**Set exercise**
Copy each line that has the string "React" somewhere in it.

**Given information**
"""

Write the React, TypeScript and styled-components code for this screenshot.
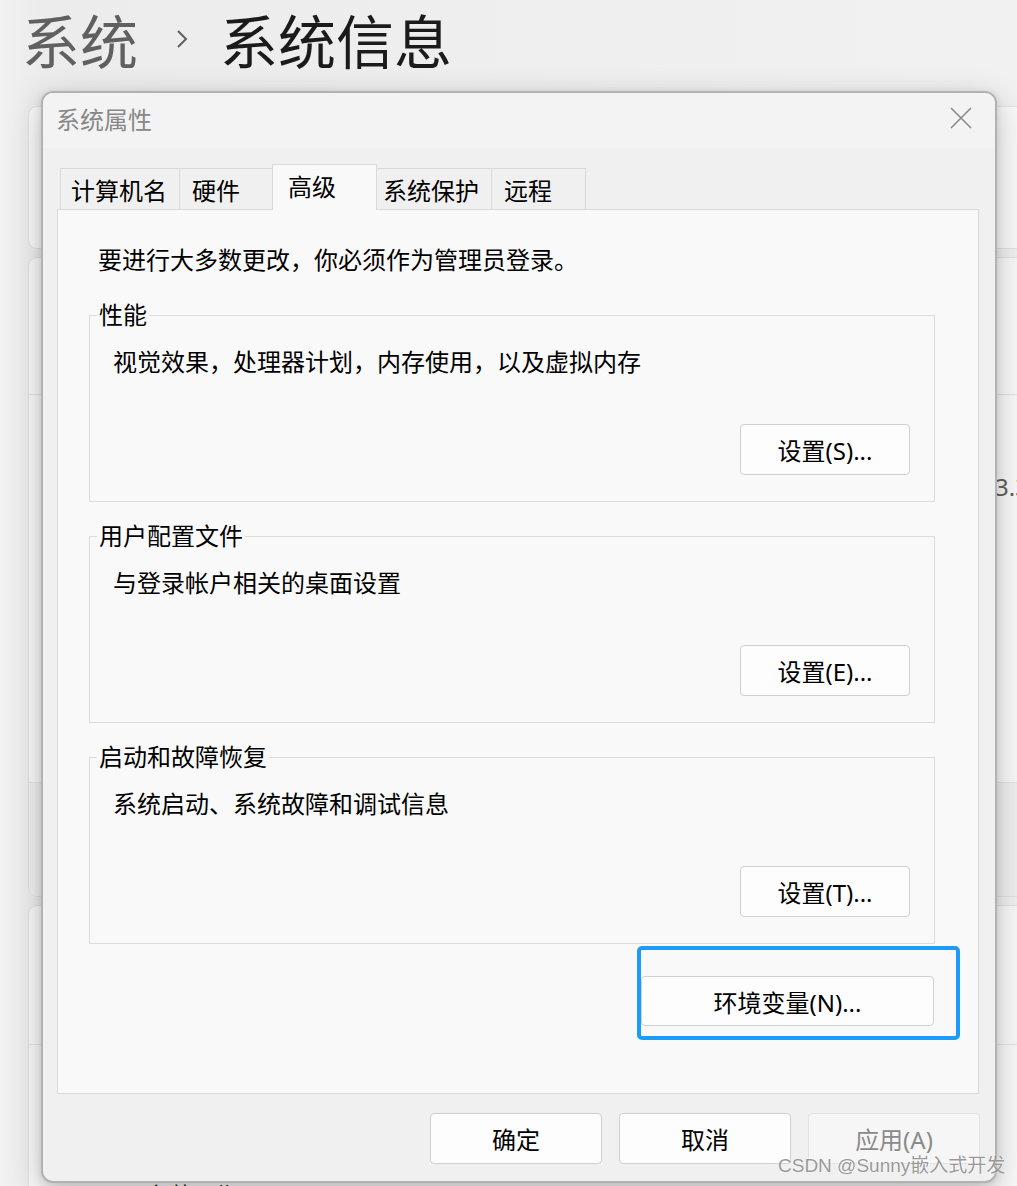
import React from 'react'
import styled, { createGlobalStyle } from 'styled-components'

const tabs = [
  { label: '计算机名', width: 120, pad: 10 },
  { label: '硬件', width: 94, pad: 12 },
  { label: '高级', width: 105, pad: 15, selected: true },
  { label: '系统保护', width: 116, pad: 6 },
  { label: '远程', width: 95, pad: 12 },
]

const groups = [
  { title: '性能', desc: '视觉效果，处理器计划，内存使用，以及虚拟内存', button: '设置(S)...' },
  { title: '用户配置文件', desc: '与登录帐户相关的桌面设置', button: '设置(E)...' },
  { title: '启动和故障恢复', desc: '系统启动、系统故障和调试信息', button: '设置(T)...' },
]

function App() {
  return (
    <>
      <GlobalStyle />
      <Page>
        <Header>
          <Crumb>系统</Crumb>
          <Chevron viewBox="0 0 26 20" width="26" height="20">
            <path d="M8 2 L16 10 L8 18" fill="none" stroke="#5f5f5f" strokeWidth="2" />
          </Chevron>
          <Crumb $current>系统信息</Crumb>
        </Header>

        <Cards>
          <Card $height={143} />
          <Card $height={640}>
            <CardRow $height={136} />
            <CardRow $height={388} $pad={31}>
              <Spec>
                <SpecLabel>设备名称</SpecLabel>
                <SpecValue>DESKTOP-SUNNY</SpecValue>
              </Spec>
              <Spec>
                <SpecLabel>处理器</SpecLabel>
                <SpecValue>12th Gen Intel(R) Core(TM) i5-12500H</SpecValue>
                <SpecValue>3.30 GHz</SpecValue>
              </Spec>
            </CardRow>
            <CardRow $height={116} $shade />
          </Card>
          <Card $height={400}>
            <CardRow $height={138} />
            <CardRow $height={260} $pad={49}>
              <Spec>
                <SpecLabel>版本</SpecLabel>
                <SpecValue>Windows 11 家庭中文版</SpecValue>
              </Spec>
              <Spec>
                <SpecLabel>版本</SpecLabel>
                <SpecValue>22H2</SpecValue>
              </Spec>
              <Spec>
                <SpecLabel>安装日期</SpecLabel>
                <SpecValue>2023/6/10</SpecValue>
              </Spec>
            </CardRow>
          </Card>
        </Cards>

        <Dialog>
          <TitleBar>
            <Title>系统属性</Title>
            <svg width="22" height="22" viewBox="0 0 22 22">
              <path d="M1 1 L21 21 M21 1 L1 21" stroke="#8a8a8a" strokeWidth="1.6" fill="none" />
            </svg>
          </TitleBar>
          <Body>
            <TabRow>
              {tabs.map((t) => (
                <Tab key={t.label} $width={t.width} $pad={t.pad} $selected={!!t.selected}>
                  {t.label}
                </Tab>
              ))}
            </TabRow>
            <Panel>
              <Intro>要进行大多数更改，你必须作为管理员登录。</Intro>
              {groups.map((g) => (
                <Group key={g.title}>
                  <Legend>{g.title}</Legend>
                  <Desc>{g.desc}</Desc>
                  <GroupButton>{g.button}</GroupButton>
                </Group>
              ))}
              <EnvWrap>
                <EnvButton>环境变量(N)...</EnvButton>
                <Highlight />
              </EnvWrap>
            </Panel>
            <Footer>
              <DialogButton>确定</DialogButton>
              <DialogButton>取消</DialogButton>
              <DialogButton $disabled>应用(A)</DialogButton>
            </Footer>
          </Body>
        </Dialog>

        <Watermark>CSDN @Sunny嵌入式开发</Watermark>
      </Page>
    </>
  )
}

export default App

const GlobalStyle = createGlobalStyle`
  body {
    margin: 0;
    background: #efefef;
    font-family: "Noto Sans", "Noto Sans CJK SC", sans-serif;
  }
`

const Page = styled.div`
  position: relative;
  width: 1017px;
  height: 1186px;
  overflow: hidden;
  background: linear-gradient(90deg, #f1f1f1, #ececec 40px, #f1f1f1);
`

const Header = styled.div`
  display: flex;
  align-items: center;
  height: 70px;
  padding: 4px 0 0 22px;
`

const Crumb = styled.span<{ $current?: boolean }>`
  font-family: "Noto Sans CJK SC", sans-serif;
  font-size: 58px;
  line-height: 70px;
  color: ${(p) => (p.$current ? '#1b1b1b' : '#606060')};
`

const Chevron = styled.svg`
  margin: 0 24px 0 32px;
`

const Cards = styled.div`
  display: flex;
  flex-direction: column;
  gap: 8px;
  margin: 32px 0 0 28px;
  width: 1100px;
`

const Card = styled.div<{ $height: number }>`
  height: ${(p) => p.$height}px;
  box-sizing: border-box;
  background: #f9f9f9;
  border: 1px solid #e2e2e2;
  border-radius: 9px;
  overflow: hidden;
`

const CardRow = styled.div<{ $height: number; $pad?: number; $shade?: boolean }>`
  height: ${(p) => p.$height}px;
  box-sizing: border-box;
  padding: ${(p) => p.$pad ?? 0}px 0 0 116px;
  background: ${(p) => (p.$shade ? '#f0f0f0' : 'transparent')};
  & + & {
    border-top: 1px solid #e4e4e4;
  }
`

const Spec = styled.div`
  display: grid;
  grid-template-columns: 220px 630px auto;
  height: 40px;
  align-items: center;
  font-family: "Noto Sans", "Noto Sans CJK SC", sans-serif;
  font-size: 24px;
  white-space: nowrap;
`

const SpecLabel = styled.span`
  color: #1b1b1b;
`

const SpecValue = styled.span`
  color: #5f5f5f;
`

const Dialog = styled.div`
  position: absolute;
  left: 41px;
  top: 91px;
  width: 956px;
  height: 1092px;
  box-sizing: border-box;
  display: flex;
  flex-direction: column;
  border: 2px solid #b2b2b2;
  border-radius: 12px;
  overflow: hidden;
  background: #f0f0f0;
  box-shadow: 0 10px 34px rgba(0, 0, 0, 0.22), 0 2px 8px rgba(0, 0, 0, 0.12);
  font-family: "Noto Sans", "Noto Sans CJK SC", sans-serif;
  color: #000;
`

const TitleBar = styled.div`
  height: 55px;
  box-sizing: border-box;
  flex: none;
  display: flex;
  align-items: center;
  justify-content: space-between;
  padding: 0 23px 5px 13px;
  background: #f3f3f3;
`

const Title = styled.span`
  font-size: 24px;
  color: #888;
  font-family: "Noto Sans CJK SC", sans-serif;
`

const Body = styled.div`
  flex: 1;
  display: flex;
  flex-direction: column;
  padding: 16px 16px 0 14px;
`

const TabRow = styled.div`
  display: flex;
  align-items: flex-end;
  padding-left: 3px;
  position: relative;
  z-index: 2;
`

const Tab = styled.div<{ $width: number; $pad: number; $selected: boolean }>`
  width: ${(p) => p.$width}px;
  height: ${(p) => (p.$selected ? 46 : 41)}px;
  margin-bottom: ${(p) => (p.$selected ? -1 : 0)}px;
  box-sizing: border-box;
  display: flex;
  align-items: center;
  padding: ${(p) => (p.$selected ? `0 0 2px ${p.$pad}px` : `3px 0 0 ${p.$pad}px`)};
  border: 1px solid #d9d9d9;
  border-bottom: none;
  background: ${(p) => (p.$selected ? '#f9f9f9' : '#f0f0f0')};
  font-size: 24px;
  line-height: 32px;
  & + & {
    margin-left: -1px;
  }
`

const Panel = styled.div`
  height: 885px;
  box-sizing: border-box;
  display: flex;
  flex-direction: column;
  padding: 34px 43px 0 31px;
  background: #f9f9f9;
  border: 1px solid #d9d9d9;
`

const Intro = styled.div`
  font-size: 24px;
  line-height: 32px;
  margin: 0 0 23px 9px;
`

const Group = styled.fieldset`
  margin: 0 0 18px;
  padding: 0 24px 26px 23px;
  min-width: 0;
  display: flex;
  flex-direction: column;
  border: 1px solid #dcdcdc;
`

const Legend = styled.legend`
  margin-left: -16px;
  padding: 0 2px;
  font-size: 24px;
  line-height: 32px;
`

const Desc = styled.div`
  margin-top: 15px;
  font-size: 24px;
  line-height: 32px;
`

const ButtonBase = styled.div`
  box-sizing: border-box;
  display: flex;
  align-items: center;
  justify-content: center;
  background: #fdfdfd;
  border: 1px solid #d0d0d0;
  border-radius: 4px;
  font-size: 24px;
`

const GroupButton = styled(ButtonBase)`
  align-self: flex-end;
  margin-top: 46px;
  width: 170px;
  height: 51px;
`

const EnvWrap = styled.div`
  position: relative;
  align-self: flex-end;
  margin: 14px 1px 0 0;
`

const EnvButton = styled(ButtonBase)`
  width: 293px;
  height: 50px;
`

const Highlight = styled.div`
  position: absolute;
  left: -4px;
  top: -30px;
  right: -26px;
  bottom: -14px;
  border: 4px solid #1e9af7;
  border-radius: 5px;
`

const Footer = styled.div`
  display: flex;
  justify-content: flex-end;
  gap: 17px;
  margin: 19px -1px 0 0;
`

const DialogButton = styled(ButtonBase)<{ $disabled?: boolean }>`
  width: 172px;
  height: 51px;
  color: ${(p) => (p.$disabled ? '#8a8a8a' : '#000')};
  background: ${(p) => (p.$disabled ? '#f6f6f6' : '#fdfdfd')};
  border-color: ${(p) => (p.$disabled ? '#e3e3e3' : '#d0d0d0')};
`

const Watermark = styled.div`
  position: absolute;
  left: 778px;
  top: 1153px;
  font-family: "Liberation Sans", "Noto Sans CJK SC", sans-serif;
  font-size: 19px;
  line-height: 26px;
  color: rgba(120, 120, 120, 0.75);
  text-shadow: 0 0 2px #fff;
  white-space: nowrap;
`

"""

**Exercise answer**
Write the React, TypeScript and styled-components code for this screenshot.
import React from 'react'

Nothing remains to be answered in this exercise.